- [DATASET SECTION]:
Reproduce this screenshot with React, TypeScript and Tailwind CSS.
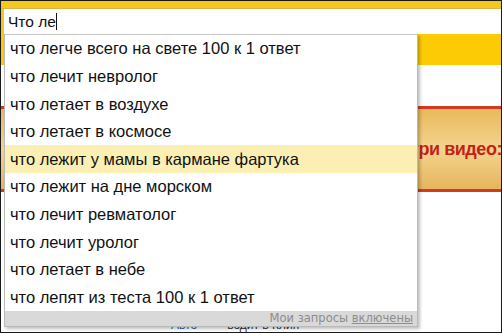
import React from 'react';

const suggestions = [
  'что легче всего на свете 100 к 1 ответ',
  'что лечит невролог',
  'что летает в воздухе',
  'что летает в космосе',
  'что лежит у мамы в кармане фартука',
  'что лежит на дне морском',
  'что лечит ревматолог',
  'что лечит уролог',
  'что летает в небе',
  'что лепят из теста 100 к 1 ответ',
];

const App: React.FC = () => (
  <div className="relative w-[502px] h-[333px] overflow-hidden border border-[#1a1a1a] bg-white font-['Liberation_Sans',Arial,sans-serif]">
    {/* page behind the dropdown */}
    <div className="flex flex-col h-full">
      <div className="h-[8px] bg-[#f4c81c] border-b border-[#d8b54a]" />
      <div className="flex h-[25px] bg-[#f4c81c]">
        <div className="ml-[3px] flex-1 bg-white flex items-center pl-[4px] text-[15.5px] text-[#111]">
          Что ле<span className="inline-block w-px h-[17px] bg-[#111]" />
        </div>
      </div>
      <div className="h-[31px] bg-[#fccb05]" />
      <div className="h-[41px] bg-white" />
      <div className="h-[86px] border-y-[3px] border-[#d33a22] bg-gradient-to-b from-[#e9b95a] via-[#f3d48e] to-[#e6b55c] flex items-center justify-end overflow-hidden">
        <span className="whitespace-nowrap text-[18px] font-bold text-[#c71f17] tracking-tight mr-[-1px]">Смотри видео:</span>
      </div>
      <div className="flex-1 bg-white flex items-end pl-[170px] gap-[30px] text-[12px] text-[#333] leading-none pb-[1px]">
        <span className="text-[#1f5fb4]">Авто</span>
        <span>водит в Клип</span>
      </div>
    </div>

    {/* suggestion dropdown */}
    <div className="absolute left-[3px] top-[33px] w-[414px] bg-white border-x border-b border-[#b9b9b9] shadow-[2px_2px_3px_rgba(0,0,0,0.25)]">
      <div className="border-t border-[#c8c8c8]">
        {suggestions.map((s, i) => (
          <div
            key={i}
            className={`h-[27.6px] flex items-center pl-[5px] text-[16.5px] text-[#111] whitespace-nowrap ${i === 4 ? 'bg-[#fcefb4]' : ''}`}
          >
            {s}
          </div>
        ))}
      </div>
      <div className="h-[15px] bg-[#d9d9d9] flex items-center justify-end pr-[4px] font-['DejaVu_Sans',Verdana,sans-serif] text-[11.5px] text-[#8c8c8c] leading-none">
        Мои запросы&nbsp;<span className="underline">включены</span>
      </div>
    </div>
  </div>
);

export default App;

- [INSTRUCTIONS TO FOLLOW]: Your task is to repeat the data above exactly while excluding the pictures.

- [RESULT OF THE EXERCISE]:
Reproduce this screenshot with React, TypeScript and Tailwind CSS.
import React from 'react';

const suggestions = [
  'что легче всего на свете 100 к 1 ответ',
  'что лечит невролог',
  'что летает в воздухе',
  'что летает в космосе',
  'что лежит у мамы в кармане фартука',
  'что лежит на дне морском',
  'что лечит ревматолог',
  'что лечит уролог',
  'что летает в небе',
  'что лепят из теста 100 к 1 ответ',
];

const App: React.FC = () => (
  <div className="relative w-[502px] h-[333px] overflow-hidden border border-[#1a1a1a] bg-white font-['Liberation_Sans',Arial,sans-serif]">
    {/* page behind the dropdown */}
    <div className="flex flex-col h-full">
      <div className="h-[8px] bg-[#f4c81c] border-b border-[#d8b54a]" />
      <div className="flex h-[25px] bg-[#f4c81c]">
        <div className="ml-[3px] flex-1 bg-white flex items-center pl-[4px] text-[15.5px] text-[#111]">
          Что ле<span className="inline-block w-px h-[17px] bg-[#111]" />
        </div>
      </div>
      <div className="h-[31px] bg-[#fccb05]" />
      <div className="h-[41px] bg-white" />
      <div className="h-[86px] border-y-[3px] border-[#d33a22] bg-gradient-to-b from-[#e9b95a] via-[#f3d48e] to-[#e6b55c] flex items-center justify-end overflow-hidden">
        <span className="whitespace-nowrap text-[18px] font-bold text-[#c71f17] tracking-tight mr-[-1px]">Смотри видео:</span>
      </div>
      <div className="flex-1 bg-white flex items-end pl-[170px] gap-[30px] text-[12px] text-[#333] leading-none pb-[1px]">
        <span className="text-[#1f5fb4]">Авто</span>
        <span>водит в Клип</span>
      </div>
    </div>

    {/* suggestion dropdown */}
    <div className="absolute left-[3px] top-[33px] w-[414px] bg-white border-x border-b border-[#b9b9b9] shadow-[2px_2px_3px_rgba(0,0,0,0.25)]">
      <div className="border-t border-[#c8c8c8]">
        {suggestions.map((s, i) => (
          <div
            key={i}
            className={`h-[27.6px] flex items-center pl-[5px] text-[16.5px] text-[#111] whitespace-nowrap ${i === 4 ? 'bg-[#fcefb4]' : ''}`}
          >
            {s}
          </div>
        ))}
      </div>
      <div className="h-[15px] bg-[#d9d9d9] flex items-center justify-end pr-[4px] font-['DejaVu_Sans',Verdana,sans-serif] text-[11.5px] text-[#8c8c8c] leading-none">
        Мои запросы&nbsp;<span className="underline">включены</span>
      </div>
    </div>
  </div>
);

export default App;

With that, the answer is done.